Yolanda Pulecio Vélez also known as "Mamá Yolanda" (born December 31, 1939) is a Colombian former beauty queen turned politician, former member of the Congress of Colombia.

Of Italian origins, Pulecio married former minister of finance and diplomat Gabriel Betancourt. Pulecio is the mother of Astrid Betancourt and Colombian politician Ingrid Betancourt who spent six and a half years in captivity after being kidnapped by the Revolutionary Armed Forces of Colombia until July 2 when she was rescued by the Colombian Armed Forces in Operation Jaque, 2008.

==Miss Colombia==

In 1955 Pulecio participated in the Miss Colombia pageant in representation of the Department of Cundinamarca. She then founded the Hogares Infantiles de Bogotá (Bogotá Children's Shelter) a foundation to help the poor children of Bogotá which has been functioning since 1958.

==Life between France and Colombia==

In 1961, her husband Gabriel Betancourt, whom she had married in 1959 was appointed as Adjutant Director of the UNESCO of Colombia in France. The family went to live in Neuilly-sur-Seine, a suburb of Paris. They lived in France for 5 years until 1966.

In 1966 then President of Colombia Carlos Lleras appointed her husband as Minister of Education and returned to Colombia. Back in Colombia, Pulecio was appointed by the then Mayor of Bogotá, Virgilio Barco as Director of the Social Welfare Department of Bogotá. In 1969 her husband Gabriel was appointed as Ambassador of Colombia to the UNESCO and the family returned to live in Paris, France. Their daughters, Astrid and Íngrid, studied at the Institut de l’Assomption, as well as a boarding school in England.

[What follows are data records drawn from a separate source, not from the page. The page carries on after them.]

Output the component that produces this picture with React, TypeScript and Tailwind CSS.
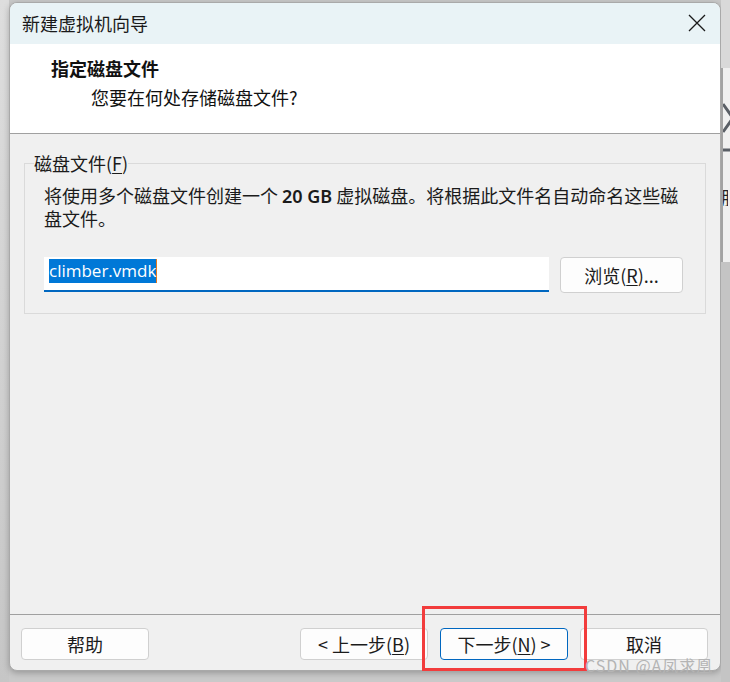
import React from "react"

const cjk = "font-['Noto_Sans_CJK_SC','Noto_Sans',sans-serif]"

function Btn({ children, primary }: { children: React.ReactNode; primary?: boolean }) {
  return (
    <div
      className={`flex h-[32px] w-[128px] items-center justify-center rounded-[4px] bg-[#fdfdfd] text-[18px] leading-none text-[#1b1b1b] border ${
        primary ? "border-[#0067c0]" : "border-[#d0d0d0]"
      }`}
    >
      {children}
    </div>
  )
}

export default function App() {
  return (
    <div className={`relative flex h-[682px] w-[730px] overflow-hidden bg-[#c9c9c9] ${cjk}`}>
      {/* left desktop strip */}
      <div className="w-[9px] shrink-0 bg-gradient-to-b from-[#dedede] to-[#c6c6c6]" />

      {/* wizard window */}
      <div className="mt-[2px] flex h-[669px] w-[712px] shrink-0 flex-col overflow-hidden rounded-[8px] border border-[#a9a9a9] bg-[#f0f0f0] shadow-[0_2px_6px_rgba(0,0,0,0.25)]">
        {/* title bar */}
        <div className="flex h-[41px] shrink-0 items-center justify-between bg-[#e9f3f6] pb-[2px] pl-[12px] pr-[14px]">
          <span className="text-[18px] leading-none text-[#1a1a1a]">新建虚拟机向导</span>
          <svg width="18" height="18" viewBox="0 0 18 18">
            <path d="M1 1 L17 17 M17 1 L1 17" stroke="#1a1a1a" strokeWidth="1.3" fill="none" />
          </svg>
        </div>

        {/* header */}
        <div className="flex h-[90px] shrink-0 flex-col border-b border-[#a0a0a0] bg-white pl-[41px] pt-[13px]">
          <div className="text-[18px] font-bold leading-[22px] text-[#111]">指定磁盘文件</div>
          <div className="ml-[40px] mt-[7px] text-[18px] leading-[22px] text-[#111]">您要在何处存储磁盘文件?</div>
        </div>

        {/* body */}
        <div className="flex-1 pl-[14px] pr-[14px] pt-[18px]">
          <fieldset className="m-0 min-w-0 border border-[#dadada] pb-[20px] pl-[19px] pr-[19px] pt-[10px]">
            <legend className="-ml-[10px] text-[18px] leading-[22px] text-[#1b1b1b]">
              磁盘文件(<span className="underline underline-offset-2">F</span>)
            </legend>
            <p className="w-[640px] text-[18px] leading-[22px] text-[#1b1b1b]">
              将使用多个磁盘文件创建一个 <b className="font-['Noto_Sans',sans-serif] font-semibold">20 GB</b> 虚拟磁盘。将根据此文件名自动命名这些磁盘文件。
            </p>
            <div className="mt-[28px] flex items-start gap-[11px]">
              <div className="flex h-[35px] w-[505px] items-start border-b-2 border-[#0067c0] bg-white pl-[5px] pt-[2px]">
                <span className="border-r border-[#e2781f] bg-[#0078d7] font-['Open_Sans','Noto_Sans',sans-serif] text-[17px] leading-[24px] text-white">
                  climber.vmdk
                </span>
              </div>
              <div className="flex h-[36px] w-[123px] items-center justify-center rounded-[4px] border border-[#d0d0d0] bg-[#fdfdfd] text-[18px] leading-none text-[#1b1b1b]">
                浏览(<span className="underline underline-offset-2">R</span>)...
              </div>
            </div>
          </fieldset>
        </div>

        {/* footer */}
        <div className="flex h-[56px] shrink-0 items-start justify-between border-t border-[#a0a0a0] pl-[11px] pr-[12px] pt-[13px]">
          <Btn>帮助</Btn>
          <div className="flex gap-[12px]">
            <Btn>
              &lt;&nbsp;上一步(<span className="underline underline-offset-2">B</span>)
            </Btn>
            <Btn primary>
              下一步(<span className="underline underline-offset-2">N</span>)&nbsp;&gt;
            </Btn>
            <Btn>取消</Btn>
          </div>
        </div>
      </div>

      {/* right strip: part of another window */}
      <div className="flex w-[9px] shrink-0 flex-col">
        <div className="h-[68px] bg-[#d9d9d9]" />
        <div className="relative h-[194px] overflow-hidden border-l-2 border-[#a3a3a3] bg-[#f0f0f0]">
          <svg width="9" height="60" viewBox="0 0 9 60" className="absolute left-0 top-[34px]">
            <path d="M0 2 L10 16 L0 30" stroke="#5a5f66" strokeWidth="3" fill="none" />
            <path d="M0 48 L10 48" stroke="#5a5f66" strokeWidth="3" />
          </svg>
          <div className="absolute left-[-2px] top-[120px] w-[7px] overflow-hidden text-[18px] leading-none text-[#222]">服</div>
        </div>
        <div className="flex-1 bg-[#c4c4c4]" />
      </div>

      {/* annotation box */}
      <div className="absolute left-[422px] top-[606px] h-[65px] w-[165px] border-[3px] border-[#f23c3c]" />

      {/* watermark */}
      <div className="absolute left-[585px] top-[655px] text-[16px] leading-[20px] tracking-[1px] text-[#b4b4b4]">
        CSDN @A凤求凰
      </div>
    </div>
  )
}
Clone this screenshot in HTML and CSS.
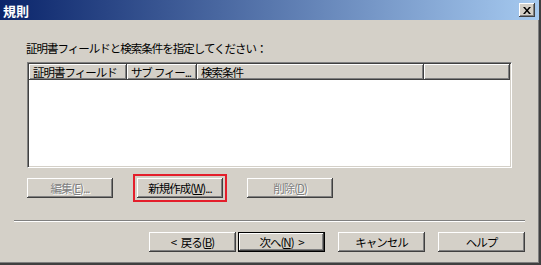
FILE: index.html
```html
<!DOCTYPE html>
<html lang="ja">
<head>
    <meta charset="UTF-8">
    <title>規則</title>
    <link rel="stylesheet" href="styles.css">
</head>
<body>
    <div class="window">
        <div class="titlebar">
            <span class="title">規則</span>
            <button class="close" aria-label="閉じる">
                <svg width="8" height="7" viewBox="0 0 8 7">
                    <path d="M0 0h2l2 2.5L6 0h2L5 3.5 8 7H6L4 4.5 2 7H0l3-3.5z" fill="#000"/>
                </svg>
            </button>
        </div>

        <div class="content">
            <p class="label">証明書フィールドと検索条件を指定してください：</p>

            <div class="list">
                <div class="list-header">
                    <div class="col col-field">証明書フィールド</div>
                    <div class="col col-sub">サブ フィー...</div>
                    <div class="col col-cond">検索条件</div>
                    <div class="col col-rest"></div>
                </div>
            </div>

            <div class="row-actions">
                <button class="btn" disabled>編集(<u>E</u>)...</button>
                <button class="btn focused">新規作成(<u>W</u>)...</button>
                <button class="btn" disabled>削除(<u>D</u>)</button>
            </div>

            <div class="separator"></div>

            <div class="row-nav">
                <button class="btn">&lt; 戻る(<u>B</u>)</button>
                <button class="btn default">次へ(<u>N</u>) &gt;</button>
                <button class="btn spaced">キャンセル</button>
                <button class="btn spaced">ヘルプ</button>
            </div>
        </div>
    </div>
</body>
</html>
```

FILE: styles.css
```css
body {
    margin: 0;
    font-family: "Noto Sans CJK JP", "Liberation Sans", sans-serif;
    font-size: 11.5px;
    letter-spacing: -1px;
    word-spacing: 3px;
    background: #d4d0c8;
}
.window {
    width: 541px;
    height: 265px;
    box-sizing: border-box;
    background: #d4d0c8;
    border-right: 2px solid #404040;
    border-bottom: 2px solid #404040;
    box-shadow: inset -1px -1px #808080;
    overflow: hidden;
}
.titlebar {
    height: 20px;
    display: flex;
    align-items: center;
    justify-content: space-between;
    padding: 0 4px 0 3px;
    background: linear-gradient(to right, #0a246a, #a6caf0);
}
.title {
    color: #fff;
    font-weight: bold;
    font-size: 13px;
    letter-spacing: 0;
}
.close {
    width: 16px;
    height: 14px;
    padding: 0;
    border: none;
    background: #d4d0c8;
    display: flex;
    align-items: center;
    justify-content: center;
    box-shadow: inset -1px -1px #404040, inset 1px 1px #fff, inset -2px -2px #808080;
}
.content {
    padding: 21px 0 0 14px;
}
.label {
    margin: 0 0 0 12px;
    line-height: 14px;
    height: 14px;
}
.list {
    margin: 7px 0 0 13px;
    width: 485px;
    height: 106px;
    box-sizing: border-box;
    background: #fff;
    border-top: 1px solid #808080;
    border-left: 1px solid #808080;
    border-right: 1px solid #fff;
    border-bottom: 1px solid #fff;
    box-shadow: inset 1px 1px #404040, inset -1px -1px #d4d0c8;
    padding: 1px;
}
.list-header {
    display: flex;
    height: 16px;
}
.col {
    box-sizing: border-box;
    background: #d4d0c8;
    padding-left: 4px;
    line-height: 16px;
    white-space: nowrap;
    overflow: hidden;
    box-shadow: inset -1px -1px #404040, inset 1px 1px #fff, inset -2px -2px #808080;
}
.col-field { width: 98px; }
.col-sub {
    width: 70px;
    word-spacing: 1px;
    letter-spacing: -1.2px;
}
.col-cond { width: 227px; }
.col-rest { flex: 1; }
.row-actions {
    display: flex;
    gap: 24px;
    margin: 10px 0 0 13px;
}
.btn {
    width: 86px;
    height: 20px;
    padding: 0;
    border: none;
    background: #d4d0c8;
    font-family: inherit;
    font-size: 11.5px;
    letter-spacing: -1px;
    word-spacing: 3px;
    color: #000;
    box-shadow: inset -1px -1px #404040, inset 1px 1px #fff, inset -2px -2px #808080;
}
.btn:disabled {
    color: #808080;
    text-shadow: 1px 1px #fff;
}
.btn.focused {
    outline: 2px solid #e41e2b;
    outline-offset: 2px;
}
.btn.default {
    width: 87px;
    border: 1px solid #000;
}
.separator {
    margin: 22px 14px 0 0;
    height: 1px;
    border-top: 1px solid #808080;
    background: #fff;
}
.row-nav {
    display: flex;
    justify-content: flex-end;
    gap: 2px;
    margin: 10px 14px 0 0;
}
.row-nav .btn {
    width: 87px;
}
.row-nav .spaced {
    margin-left: 11px;
}
```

==Divorce and return to Colombia==

Pulecio felt nostalgia for the children of her foundation and decided to return to Colombia. In Colombia she developed an interest to participate in politics and she and her husband Gabriel Betancourt divorced. She was widely criticized in Colombia for this. Her daughter Ingrid later wrote about this: "She separated from her husband to recover her active role in society, but she found herself judged, in defamation, criticized and condemned by the Colombian society of the time."

==Kidnapping of Ingrid==

Her daughter Ingrid was kidnapped on the road to San Vicente. Since the kidnapping of her daughter Ingrid by the violent FARC guerrilla group while campaigning for the presidency of Colombia, Pulecio has been advocating for her release and the hundreds of others held as hostages.

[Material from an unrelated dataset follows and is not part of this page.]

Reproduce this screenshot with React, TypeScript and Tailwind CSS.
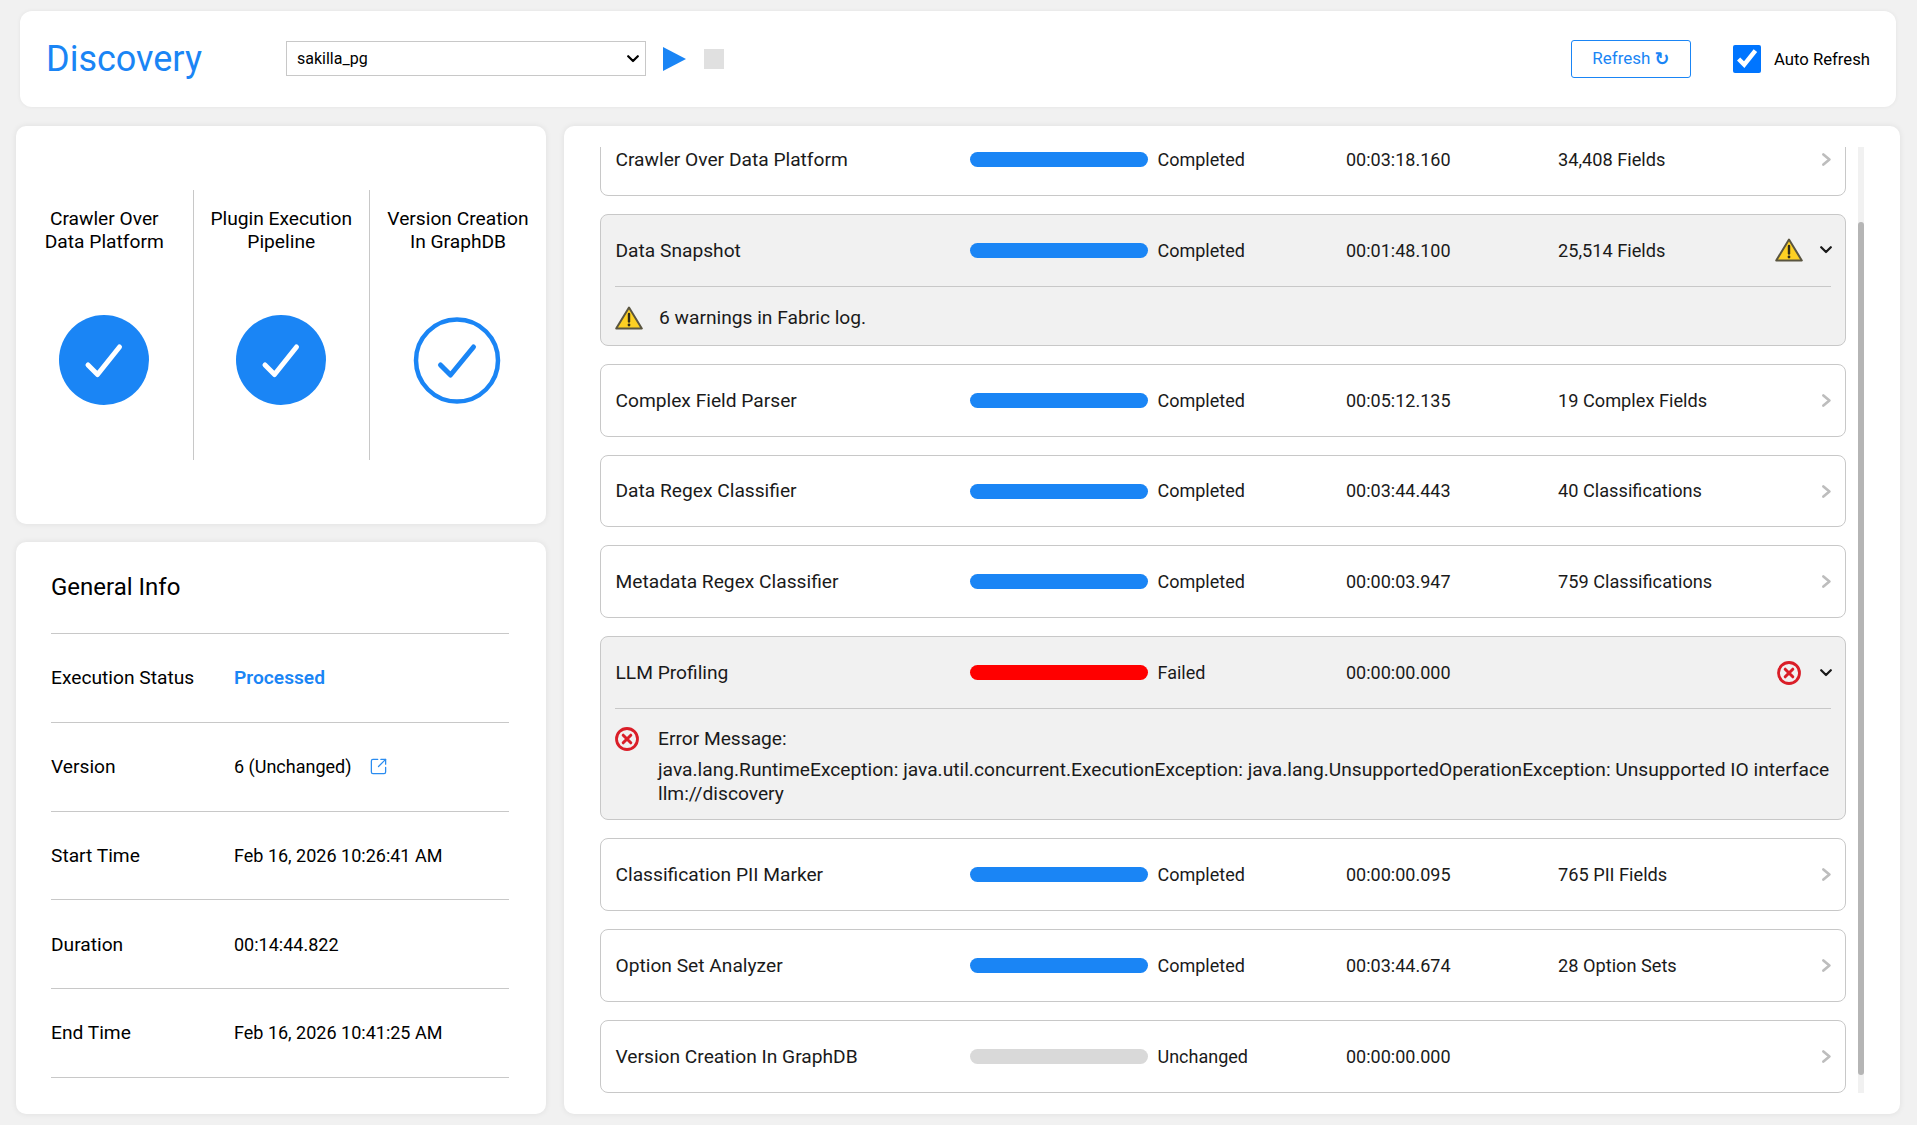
import React from 'react';
import { SquareArrowOutUpRight } from 'lucide-react';

interface Step {
  name: string;
  status: string;
  time: string;
  info?: string;
  state: 'ok' | 'warn' | 'fail' | 'none';
}

const steps: Step[] = [
  { name: 'Crawler Over Data Platform', status: 'Completed', time: '00:03:18.160', info: '34,408 Fields', state: 'ok' },
  { name: 'Data Snapshot', status: 'Completed', time: '00:01:48.100', info: '25,514 Fields', state: 'warn' },
  { name: 'Complex Field Parser', status: 'Completed', time: '00:05:12.135', info: '19 Complex Fields', state: 'ok' },
  { name: 'Data Regex Classifier', status: 'Completed', time: '00:03:44.443', info: '40 Classifications', state: 'ok' },
  { name: 'Metadata Regex Classifier', status: 'Completed', time: '00:00:03.947', info: '759 Classifications', state: 'ok' },
  { name: 'LLM Profiling', status: 'Failed', time: '00:00:00.000', state: 'fail' },
  { name: 'Classification PII Marker', status: 'Completed', time: '00:00:00.095', info: '765 PII Fields', state: 'ok' },
  { name: 'Option Set Analyzer', status: 'Completed', time: '00:03:44.674', info: '28 Option Sets', state: 'ok' },
  { name: 'Version Creation In GraphDB', status: 'Unchanged', time: '00:00:00.000', state: 'none' },
];

const WarnIcon = () => (
  <svg width="28" height="24" viewBox="0 0 28 24" className="shrink-0">
    <path d="M14 1.5 L26.8 22.5 H1.2 Z" fill="#fdd023" stroke="#5a5540" strokeWidth="2" strokeLinejoin="round" />
    <path d="M14 8 V15.5" stroke="#2e2a18" strokeWidth="2.4" strokeLinecap="round" />
    <circle cx="14" cy="19" r="1.4" fill="#2e2a18" />
  </svg>
);

const ErrorIcon = () => (
  <svg width="24" height="24" viewBox="0 0 24 24" className="shrink-0">
    <circle cx="12" cy="12" r="10.5" fill="none" stroke="#da1e28" strokeWidth="2.8" />
    <path d="M8.2 8.2 L15.8 15.8 M15.8 8.2 L8.2 15.8" stroke="#da1e28" strokeWidth="3" strokeLinecap="round" />
  </svg>
);

const ChevronRight = () => (
  <svg width="9" height="13" viewBox="0 0 9 13" fill="none">
    <path d="M1.4 1.4 L7.4 6.5 L1.4 11.6" stroke="#bdbdbd" strokeWidth="2.6" strokeLinecap="round" strokeLinejoin="round" />
  </svg>
);

const ChevronDown = ({ color = '#1a1a1a' }: { color?: string }) => (
  <svg width="12" height="8" viewBox="0 0 12 8" fill="none">
    <path d="M1.2 1.2 L6 6 L10.8 1.2" stroke={color} strokeWidth="2.2" strokeLinecap="round" strokeLinejoin="round" />
  </svg>
);

const barColor = (state: Step['state']) => {
  if (state === 'fail') return 'bg-[#ff0000]';
  if (state === 'none') return 'bg-[#d9d9d9]';
  return 'bg-[#1a85f5]';
};

const RowHeader: React.FC<{ step: Step }> = ({ step }) => (
  <div className="flex h-[71px] shrink-0 items-center pl-[14.5px] pr-[13px]">
    <div className="w-[354px] shrink-0 text-[19.2px]">{step.name}</div>
    <div className={`h-[15px] w-[178px] shrink-0 rounded-full ${barColor(step.state)}`} />
    <div className="ml-[10px] w-[188.5px] shrink-0">{step.status}</div>
    <div className="w-[212px] shrink-0">{step.time}</div>
    <div className="flex-1 text-[18.2px]">{step.info}</div>
    {step.state === 'warn' && <WarnIcon />}
    {step.state === 'fail' && <ErrorIcon />}
    {step.state === 'warn' || step.state === 'fail' ? (
      <div className={`flex w-[12px] justify-center ${step.state === 'fail' ? 'ml-[19px]' : 'ml-[17px]'}`}>
        <ChevronDown />
      </div>
    ) : (
      <div className="flex w-[12px] justify-center">
        <ChevronRight />
      </div>
    )}
  </div>
);

const StepRow: React.FC<{ step: Step }> = ({ step }) => {
  if (step.state === 'warn') {
    return (
      <div className="h-[132px] shrink-0 rounded-lg border border-[#c8c8c8] bg-[#f1f1f1]">
        <RowHeader step={step} />
        <div className="mx-[14px] flex items-center border-t border-[#c8c8c8] pt-[19px]">
          <WarnIcon />
          <span className="ml-[16px] text-[19.2px]">6 warnings in Fabric log.</span>
        </div>
      </div>
    );
  }
  if (step.state === 'fail') {
    return (
      <div className="h-[184px] shrink-0 rounded-lg border border-[#c8c8c8] bg-[#f1f1f1]">
        <RowHeader step={step} />
        <div className="mx-[14px] flex items-start border-t border-[#c8c8c8] pt-[18px]">
          <ErrorIcon />
          <div className="ml-[19px] text-[19.2px] leading-[23.4px]">
            <div className="mb-[7.6px]">Error Message:</div>
            <div>
              java.lang.RuntimeException: java.util.concurrent.ExecutionException: java.lang.UnsupportedOperationException: Unsupported IO interface llm://discovery
            </div>
          </div>
        </div>
      </div>
    );
  }
  return (
    <div className="h-[72.8px] shrink-0 rounded-lg border border-[#c8c8c8] bg-white">
      <RowHeader step={step} />
    </div>
  );
};

const CheckCircle: React.FC<{ outlined?: boolean }> = ({ outlined }) =>
  outlined ? (
    <svg width="90" height="90" viewBox="0 0 90 90" fill="none">
      <circle cx="44" cy="45.5" r="41" stroke="#1a85f5" strokeWidth="4.5" />
      <path d="M27.5 50 L37.5 60 L60.5 32" stroke="#1a85f5" strokeWidth="5" strokeLinecap="round" strokeLinejoin="round" />
    </svg>
  ) : (
    <svg width="90" height="90" viewBox="0 0 90 90" fill="none">
      <circle cx="45" cy="45" r="45" fill="#1a85f5" />
      <path d="M29 50 L38.5 59.5 L60.5 32" stroke="#fff" strokeWidth="5" strokeLinecap="round" strokeLinejoin="round" />
    </svg>
  );

const pipeline = [
  { title: 'Crawler Over', sub: 'Data Platform' },
  { title: 'Plugin Execution', sub: 'Pipeline' },
  { title: 'Version Creation', sub: 'In GraphDB', outlined: true },
];

const info = [
  { label: 'Execution Status', value: 'Processed' },
  { label: 'Version', value: '6 (Unchanged)' },
  { label: 'Start Time', value: 'Feb 16, 2026 10:26:41 AM' },
  { label: 'Duration', value: '00:14:44.822' },
  { label: 'End Time', value: 'Feb 16, 2026 10:41:25 AM' },
];

export default function App() {
  return (
    <div className="h-[1125px] w-[1917px] overflow-hidden bg-[#f1f1f1] pt-[11px] font-['Roboto',sans-serif] text-[18px] leading-[23.4px] text-[#1a1a1a]">
      <header className="ml-[20px] mr-[21px] flex h-[96px] items-center rounded-xl bg-white pl-[26px] pr-[26px] shadow-[0_0_4px_rgba(0,0,0,0.06)]">
        <h1 className="w-[240px] text-[36px] leading-none text-[#1a85f5]">Discovery</h1>
        <div className="relative -mt-[1px]">
          <select
            defaultValue="sakilla_pg"
            className="block h-[35px] w-[360px] appearance-none border border-[#c8c8c8] bg-white pl-[10px] pt-[1px] text-[16px] text-black"
          >
            <option value="sakilla_pg">sakilla_pg</option>
          </select>
          <div className="pointer-events-none absolute right-[7px] top-[14px]">
            <ChevronDown color="#000" />
          </div>
        </div>
        <svg width="23" height="24" viewBox="0 0 23 24" className="ml-[17px]">
          <path d="M0 0 L23 12 L0 24 Z" fill="#1a85f5" />
        </svg>
        <div className="ml-[18px] h-[20px] w-[20px] bg-[#e0e0e0]" />
        <button className="ml-auto flex h-[38px] w-[120px] items-center justify-center gap-[4px] rounded-[3px] border border-[#1a85f5] text-[17px] text-[#1a85f5]">
          Refresh <span className="font-['DejaVu_Sans',sans-serif] text-[18px] font-bold leading-none">↻</span>
        </button>
        <input type="checkbox" checked readOnly className="ml-[42px] h-[28px] w-[28px] accent-[#0075ff]" />
        <span className="ml-[13px] pt-[1px] text-[16.7px] text-black">Auto Refresh</span>
      </header>

      <div className="mt-[19px] flex gap-[18px] pl-[16px] pr-[17px]">
        <div className="flex w-[530px] shrink-0 flex-col gap-[18px]">
          <section className="flex h-[398px] items-center rounded-[10px] bg-white shadow-[0_0_6px_rgba(0,0,0,0.08)]">
            <div className="grid h-[270px] w-full grid-cols-[177.5px_176.5px_1fr]">
              {pipeline.map((item, i) => (
                <div
                  key={item.title}
                  className={`flex flex-col items-center pt-[17px] text-center ${i < 2 ? 'border-r border-[#c8c8c8]' : ''}`}
                >
                  <div className="h-[108px] text-[19.2px] text-black">
                    {item.title}
                    <br />
                    {item.sub}
                  </div>
                  <CheckCircle outlined={item.outlined} />
                </div>
              ))}
            </div>
          </section>

          <section className="h-[572px] rounded-[10px] bg-white pl-[35px] pr-[37px] shadow-[0_0_6px_rgba(0,0,0,0.08)]">
            <h2 className="flex h-[92px] items-center border-b border-[#c8c8c8] text-[24px] text-black">General Info</h2>
            {info.map((row) => (
              <div key={row.label} className="flex h-[88.8px] items-center border-b border-[#c8c8c8] text-black">
                <div className="w-[183px] shrink-0 text-[19.2px]">{row.label}</div>
                {row.value === 'Processed' ? (
                  <div className="text-[19.2px] font-semibold text-[#1a85f5]">{row.value}</div>
                ) : (
                  <div>{row.value}</div>
                )}
                {row.label === 'Version' && (
                  <SquareArrowOutUpRight className="ml-[17px] h-[19px] w-[19px] text-[#2a8cf0]" strokeWidth={1.6} />
                )}
              </div>
            ))}
          </section>
        </div>

        <section className="flex h-[988px] flex-1 gap-[12px] rounded-[10px] bg-white pb-[21px] pl-[36px] pr-[36px] pt-[21px] shadow-[0_0_6px_rgba(0,0,0,0.08)]">
          <div className="min-w-0 flex-1 overflow-hidden">
            <div className="-mt-[24px] flex flex-col gap-[18px]">
              {steps.map((step) => (
                <StepRow key={step.name} step={step} />
              ))}
            </div>
          </div>
          <div className="w-[6px] shrink-0 bg-[#f1f1f1] pt-[75px]">
            <div className="h-[853px] rounded-b-full rounded-t-full bg-[#b5b5b5]" />
          </div>
        </section>
      </div>
    </div>
  );
}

Pulecio has criticized both presidents Andrés Pastrana and Álvaro Uribe for not doing enough for the release of the hostages, as well as not collaborating on achieving a possible humanitarian exchange of prisoners for hostages between the government and the FARC guerrilla. When senator of Colombia, Piedad Cordoba and President of Venezuela, Hugo Chávez were named as facilitators by the government of Álvaro Uribe, Pulecio supported their initiatives alleging that they had achieved in a few months what had not been done in 5 years of the kidnapping of her daughter. Regardless, they were not able to secure her release.

After the rescue of her daughter in "Operación Jaque" Operation Jaque (carried out by the Colombian army via an order of President Álvaro Uribe with the assistance of military intelligence operatives of the United States), Pulecio left Colombia and moved to France. She has received some criticism from several Colombian organizations for "forgetting the rest of the kidnapped people once Ingrid was rescued". 2 years later in July 2010, her daughter Ingrid Betancourt filed suit against the Republic of Colombia for "economic hardship and moral damage" during the time she was kidnapped. After great public disapproval and vocal opposition by the government, Ingrid Betancourt then withdrew her lawsuit. The role her mother Yolanda Pulecio played in this, if any, is unclear.